** begin Working data **

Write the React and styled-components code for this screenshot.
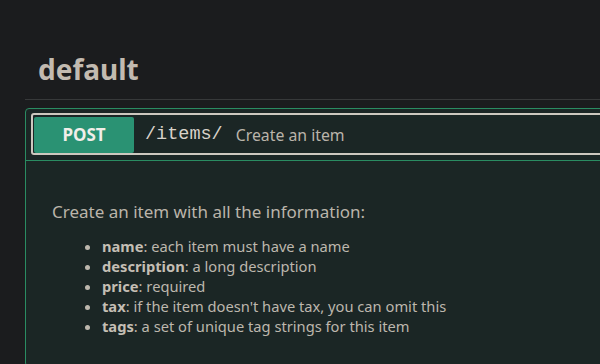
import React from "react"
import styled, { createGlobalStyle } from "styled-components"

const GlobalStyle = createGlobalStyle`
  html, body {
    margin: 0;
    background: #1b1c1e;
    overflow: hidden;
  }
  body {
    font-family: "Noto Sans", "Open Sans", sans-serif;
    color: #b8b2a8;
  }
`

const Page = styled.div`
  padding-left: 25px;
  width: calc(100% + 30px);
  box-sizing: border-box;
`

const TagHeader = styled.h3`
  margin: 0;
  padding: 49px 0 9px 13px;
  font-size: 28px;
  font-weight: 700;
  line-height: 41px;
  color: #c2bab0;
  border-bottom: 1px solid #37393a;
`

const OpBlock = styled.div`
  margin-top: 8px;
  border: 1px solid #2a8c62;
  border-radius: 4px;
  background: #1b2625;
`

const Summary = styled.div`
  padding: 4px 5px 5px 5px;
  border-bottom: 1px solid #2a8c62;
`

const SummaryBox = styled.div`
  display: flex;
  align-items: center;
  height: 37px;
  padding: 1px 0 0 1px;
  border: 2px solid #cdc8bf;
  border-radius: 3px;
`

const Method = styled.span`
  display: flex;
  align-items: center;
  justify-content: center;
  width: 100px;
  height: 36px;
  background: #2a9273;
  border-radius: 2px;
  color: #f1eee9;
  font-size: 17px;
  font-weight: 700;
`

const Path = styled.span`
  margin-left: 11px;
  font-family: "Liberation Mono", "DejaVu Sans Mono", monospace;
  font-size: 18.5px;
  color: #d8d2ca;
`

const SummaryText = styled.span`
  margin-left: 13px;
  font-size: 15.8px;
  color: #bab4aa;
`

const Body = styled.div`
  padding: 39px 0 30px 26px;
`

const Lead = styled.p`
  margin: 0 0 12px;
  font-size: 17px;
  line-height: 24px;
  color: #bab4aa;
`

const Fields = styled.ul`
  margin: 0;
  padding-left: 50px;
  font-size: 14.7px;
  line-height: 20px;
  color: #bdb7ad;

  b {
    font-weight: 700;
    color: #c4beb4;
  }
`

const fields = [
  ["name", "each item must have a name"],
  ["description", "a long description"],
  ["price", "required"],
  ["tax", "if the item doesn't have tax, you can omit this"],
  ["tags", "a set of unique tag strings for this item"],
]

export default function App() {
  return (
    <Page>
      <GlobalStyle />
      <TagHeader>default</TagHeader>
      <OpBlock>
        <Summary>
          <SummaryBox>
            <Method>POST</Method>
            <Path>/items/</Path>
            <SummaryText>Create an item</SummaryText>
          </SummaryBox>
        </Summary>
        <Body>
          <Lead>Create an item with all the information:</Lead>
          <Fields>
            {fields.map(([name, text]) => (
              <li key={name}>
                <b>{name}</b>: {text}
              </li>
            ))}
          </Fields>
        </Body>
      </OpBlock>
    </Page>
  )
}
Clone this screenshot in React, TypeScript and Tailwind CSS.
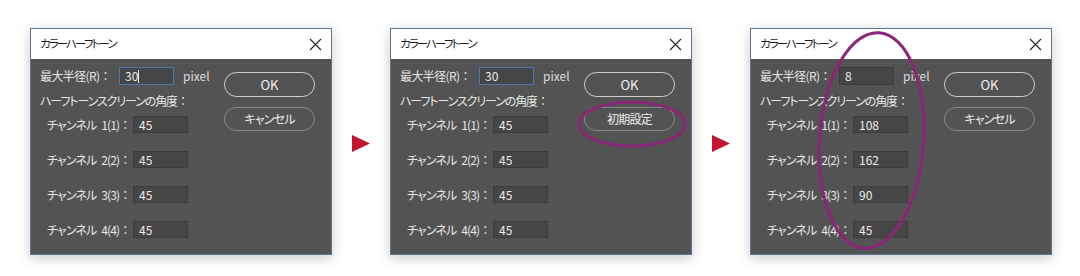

** end Working data **

> **Written request**: From the entries above, output every line exactly and omit any image.

> **Result of the exercise**:
Write the React and styled-components code for this screenshot.
import React from "react"
import styled, { createGlobalStyle } from "styled-components"

const GlobalStyle = createGlobalStyle`
  html, body {
    margin: 0;
    background: #1b1c1e;
    overflow: hidden;
  }
  body {
    font-family: "Noto Sans", "Open Sans", sans-serif;
    color: #b8b2a8;
  }
`

const Page = styled.div`
  padding-left: 25px;
  width: calc(100% + 30px);
  box-sizing: border-box;
`

const TagHeader = styled.h3`
  margin: 0;
  padding: 49px 0 9px 13px;
  font-size: 28px;
  font-weight: 700;
  line-height: 41px;
  color: #c2bab0;
  border-bottom: 1px solid #37393a;
`

const OpBlock = styled.div`
  margin-top: 8px;
  border: 1px solid #2a8c62;
  border-radius: 4px;
  background: #1b2625;
`

const Summary = styled.div`
  padding: 4px 5px 5px 5px;
  border-bottom: 1px solid #2a8c62;
`

const SummaryBox = styled.div`
  display: flex;
  align-items: center;
  height: 37px;
  padding: 1px 0 0 1px;
  border: 2px solid #cdc8bf;
  border-radius: 3px;
`

const Method = styled.span`
  display: flex;
  align-items: center;
  justify-content: center;
  width: 100px;
  height: 36px;
  background: #2a9273;
  border-radius: 2px;
  color: #f1eee9;
  font-size: 17px;
  font-weight: 700;
`

const Path = styled.span`
  margin-left: 11px;
  font-family: "Liberation Mono", "DejaVu Sans Mono", monospace;
  font-size: 18.5px;
  color: #d8d2ca;
`

const SummaryText = styled.span`
  margin-left: 13px;
  font-size: 15.8px;
  color: #bab4aa;
`

const Body = styled.div`
  padding: 39px 0 30px 26px;
`

const Lead = styled.p`
  margin: 0 0 12px;
  font-size: 17px;
  line-height: 24px;
  color: #bab4aa;
`

const Fields = styled.ul`
  margin: 0;
  padding-left: 50px;
  font-size: 14.7px;
  line-height: 20px;
  color: #bdb7ad;

  b {
    font-weight: 700;
    color: #c4beb4;
  }
`

const fields = [
  ["name", "each item must have a name"],
  ["description", "a long description"],
  ["price", "required"],
  ["tax", "if the item doesn't have tax, you can omit this"],
  ["tags", "a set of unique tag strings for this item"],
]

export default function App() {
  return (
    <Page>
      <GlobalStyle />
      <TagHeader>default</TagHeader>
      <OpBlock>
        <Summary>
          <SummaryBox>
            <Method>POST</Method>
            <Path>/items/</Path>
            <SummaryText>Create an item</SummaryText>
          </SummaryBox>
        </Summary>
        <Body>
          <Lead>Create an item with all the information:</Lead>
          <Fields>
            {fields.map(([name, text]) => (
              <li key={name}>
                <b>{name}</b>: {text}
              </li>
            ))}
          </Fields>
        </Body>
      </OpBlock>
    </Page>
  )
}
Clone this screenshot in React, TypeScript and Tailwind CSS.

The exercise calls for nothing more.